Search the material for the string "screenshot" and copy each line where it occurs.
### Dataset ###
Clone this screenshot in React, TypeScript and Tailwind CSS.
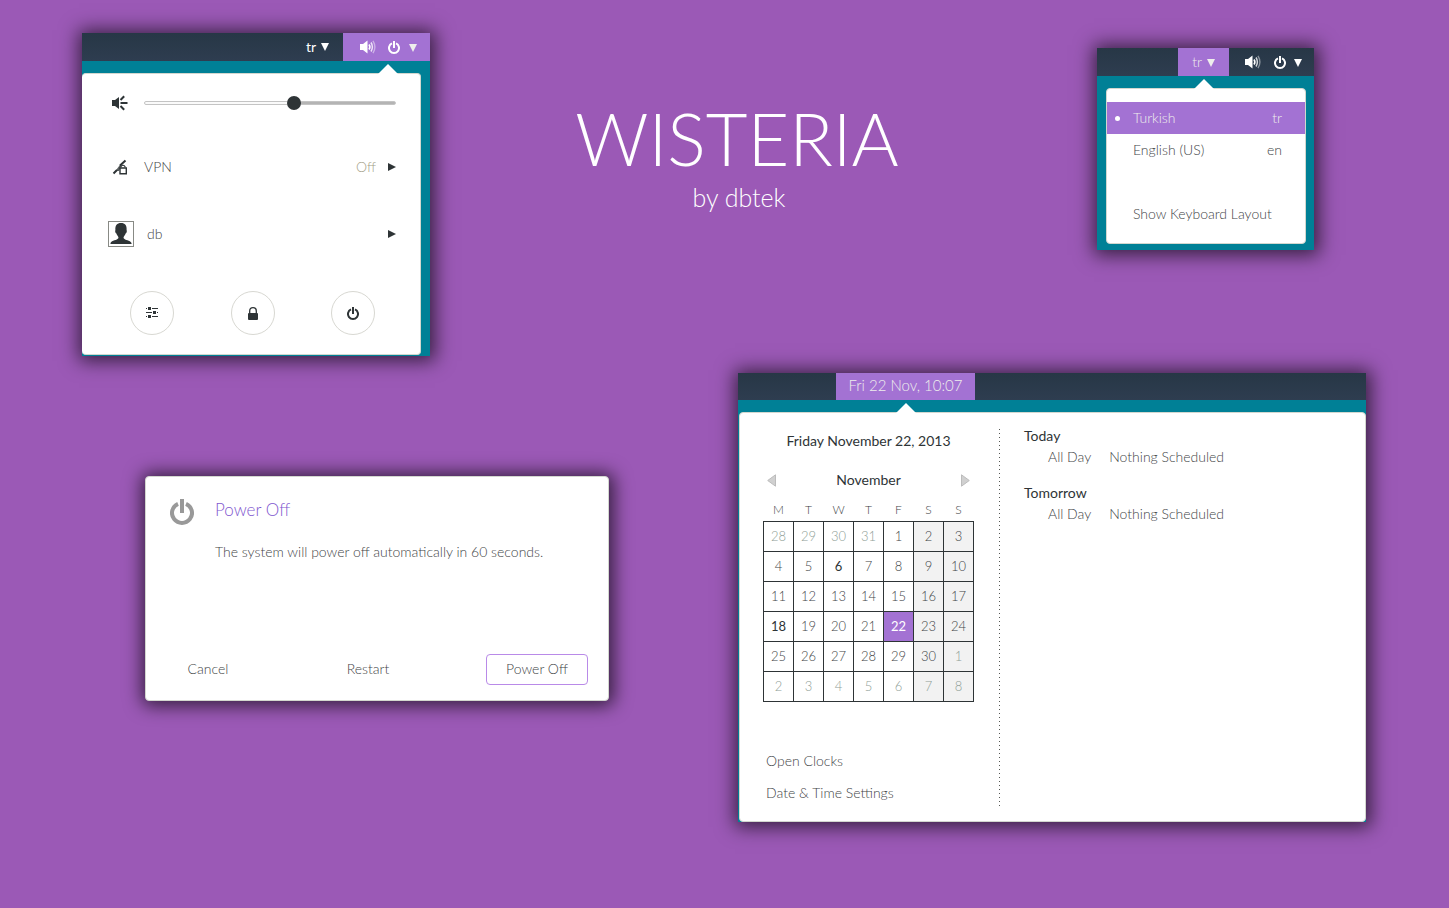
###
### Dataset ###
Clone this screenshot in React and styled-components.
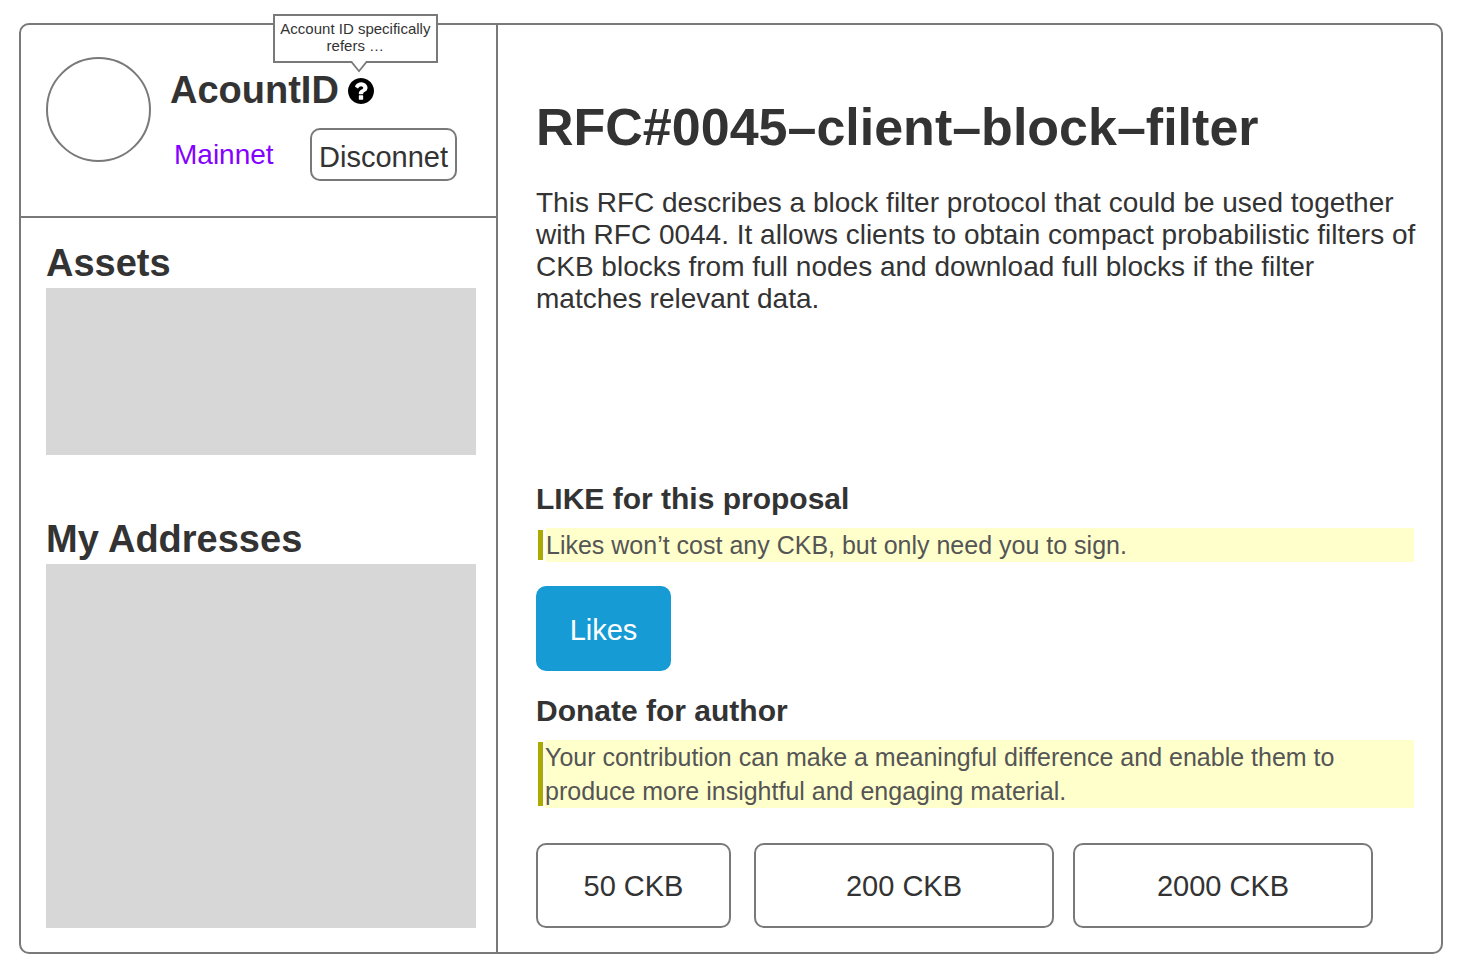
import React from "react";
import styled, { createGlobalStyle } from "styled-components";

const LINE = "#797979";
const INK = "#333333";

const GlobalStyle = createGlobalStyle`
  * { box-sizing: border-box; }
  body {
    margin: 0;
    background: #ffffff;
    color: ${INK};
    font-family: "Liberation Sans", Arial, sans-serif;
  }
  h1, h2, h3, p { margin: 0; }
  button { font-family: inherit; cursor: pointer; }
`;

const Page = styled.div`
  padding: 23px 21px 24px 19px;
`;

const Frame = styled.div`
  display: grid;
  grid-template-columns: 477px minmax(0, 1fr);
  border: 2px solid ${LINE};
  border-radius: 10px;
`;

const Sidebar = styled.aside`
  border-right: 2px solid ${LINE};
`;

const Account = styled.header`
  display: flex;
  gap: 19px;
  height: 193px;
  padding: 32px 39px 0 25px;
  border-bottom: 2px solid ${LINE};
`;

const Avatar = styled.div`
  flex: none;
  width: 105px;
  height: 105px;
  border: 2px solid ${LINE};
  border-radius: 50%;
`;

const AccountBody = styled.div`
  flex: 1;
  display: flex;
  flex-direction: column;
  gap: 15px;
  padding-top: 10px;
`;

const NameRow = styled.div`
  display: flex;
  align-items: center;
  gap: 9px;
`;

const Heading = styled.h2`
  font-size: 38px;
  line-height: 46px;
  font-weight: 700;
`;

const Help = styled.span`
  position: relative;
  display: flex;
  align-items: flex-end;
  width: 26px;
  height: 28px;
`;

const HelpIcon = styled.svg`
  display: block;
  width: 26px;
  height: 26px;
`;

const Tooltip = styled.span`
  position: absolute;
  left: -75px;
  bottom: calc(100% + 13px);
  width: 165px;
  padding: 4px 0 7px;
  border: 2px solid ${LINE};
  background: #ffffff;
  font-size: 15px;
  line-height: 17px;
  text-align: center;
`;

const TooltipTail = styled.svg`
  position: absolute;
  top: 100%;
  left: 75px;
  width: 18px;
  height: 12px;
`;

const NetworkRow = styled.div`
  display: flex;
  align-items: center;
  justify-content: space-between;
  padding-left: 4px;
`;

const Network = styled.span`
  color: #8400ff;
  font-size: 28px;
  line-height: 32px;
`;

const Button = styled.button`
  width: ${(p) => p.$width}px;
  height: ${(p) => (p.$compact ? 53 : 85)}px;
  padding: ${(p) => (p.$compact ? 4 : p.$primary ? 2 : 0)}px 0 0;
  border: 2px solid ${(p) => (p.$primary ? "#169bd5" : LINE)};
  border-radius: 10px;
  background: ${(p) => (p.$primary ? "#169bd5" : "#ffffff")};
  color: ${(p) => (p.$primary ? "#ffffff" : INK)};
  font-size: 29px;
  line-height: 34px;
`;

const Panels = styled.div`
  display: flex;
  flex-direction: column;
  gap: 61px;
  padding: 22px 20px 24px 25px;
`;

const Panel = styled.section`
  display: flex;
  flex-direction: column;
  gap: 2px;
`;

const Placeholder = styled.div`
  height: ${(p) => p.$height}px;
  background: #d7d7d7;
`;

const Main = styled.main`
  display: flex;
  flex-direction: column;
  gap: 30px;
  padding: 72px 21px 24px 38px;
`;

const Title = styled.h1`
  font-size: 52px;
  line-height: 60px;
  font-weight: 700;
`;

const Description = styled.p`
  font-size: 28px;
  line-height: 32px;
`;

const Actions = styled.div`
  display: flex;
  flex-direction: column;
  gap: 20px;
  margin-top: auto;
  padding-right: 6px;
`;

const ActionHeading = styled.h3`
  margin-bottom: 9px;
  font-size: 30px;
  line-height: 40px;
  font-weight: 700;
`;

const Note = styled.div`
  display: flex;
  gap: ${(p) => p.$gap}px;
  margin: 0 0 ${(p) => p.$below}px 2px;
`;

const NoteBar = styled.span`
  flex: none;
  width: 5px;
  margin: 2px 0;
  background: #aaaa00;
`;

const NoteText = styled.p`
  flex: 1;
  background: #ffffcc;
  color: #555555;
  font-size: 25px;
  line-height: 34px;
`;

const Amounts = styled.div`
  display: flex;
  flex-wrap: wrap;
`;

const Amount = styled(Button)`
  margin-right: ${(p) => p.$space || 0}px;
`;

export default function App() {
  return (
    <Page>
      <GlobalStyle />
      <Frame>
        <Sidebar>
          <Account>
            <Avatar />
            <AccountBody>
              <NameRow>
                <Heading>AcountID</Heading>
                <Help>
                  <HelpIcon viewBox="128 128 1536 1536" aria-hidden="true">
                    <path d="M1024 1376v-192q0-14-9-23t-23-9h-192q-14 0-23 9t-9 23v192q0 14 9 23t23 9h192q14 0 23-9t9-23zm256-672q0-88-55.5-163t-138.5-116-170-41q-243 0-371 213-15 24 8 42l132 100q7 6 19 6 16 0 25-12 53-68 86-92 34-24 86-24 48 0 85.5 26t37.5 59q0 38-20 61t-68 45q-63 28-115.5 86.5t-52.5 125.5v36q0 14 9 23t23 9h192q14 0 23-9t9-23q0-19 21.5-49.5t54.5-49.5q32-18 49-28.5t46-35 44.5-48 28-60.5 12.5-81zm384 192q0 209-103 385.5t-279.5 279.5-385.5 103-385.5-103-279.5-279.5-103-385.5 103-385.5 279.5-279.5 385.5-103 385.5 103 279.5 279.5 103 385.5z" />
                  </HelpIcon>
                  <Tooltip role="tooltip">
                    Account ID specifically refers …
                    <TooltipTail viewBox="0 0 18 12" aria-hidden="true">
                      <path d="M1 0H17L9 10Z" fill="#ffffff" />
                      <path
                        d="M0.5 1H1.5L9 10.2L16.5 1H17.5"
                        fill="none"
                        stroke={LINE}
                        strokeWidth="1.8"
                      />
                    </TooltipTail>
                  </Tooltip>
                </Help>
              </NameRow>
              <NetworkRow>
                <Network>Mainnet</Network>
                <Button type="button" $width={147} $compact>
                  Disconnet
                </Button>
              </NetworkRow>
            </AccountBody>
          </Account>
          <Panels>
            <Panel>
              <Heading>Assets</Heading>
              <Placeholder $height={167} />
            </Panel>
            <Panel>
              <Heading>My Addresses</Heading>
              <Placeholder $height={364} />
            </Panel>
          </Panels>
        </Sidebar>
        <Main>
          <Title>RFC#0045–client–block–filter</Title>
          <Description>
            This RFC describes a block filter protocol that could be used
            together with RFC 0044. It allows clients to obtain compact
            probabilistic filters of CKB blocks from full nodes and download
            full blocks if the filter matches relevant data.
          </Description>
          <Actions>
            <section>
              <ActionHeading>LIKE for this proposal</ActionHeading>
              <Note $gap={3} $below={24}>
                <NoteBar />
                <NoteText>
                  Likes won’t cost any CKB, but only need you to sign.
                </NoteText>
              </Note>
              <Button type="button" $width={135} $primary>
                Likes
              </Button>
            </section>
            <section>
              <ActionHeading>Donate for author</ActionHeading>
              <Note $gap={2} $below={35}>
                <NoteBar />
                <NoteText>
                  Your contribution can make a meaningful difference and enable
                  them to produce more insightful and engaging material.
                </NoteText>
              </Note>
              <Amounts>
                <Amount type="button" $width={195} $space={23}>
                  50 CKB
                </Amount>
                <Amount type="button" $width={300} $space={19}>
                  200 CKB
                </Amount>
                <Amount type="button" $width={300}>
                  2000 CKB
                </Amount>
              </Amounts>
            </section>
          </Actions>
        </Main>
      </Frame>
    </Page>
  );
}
###
## [Result of this exercise]
Clone this screenshot in React, TypeScript and Tailwind CSS.
Clone this screenshot in React and styled-components.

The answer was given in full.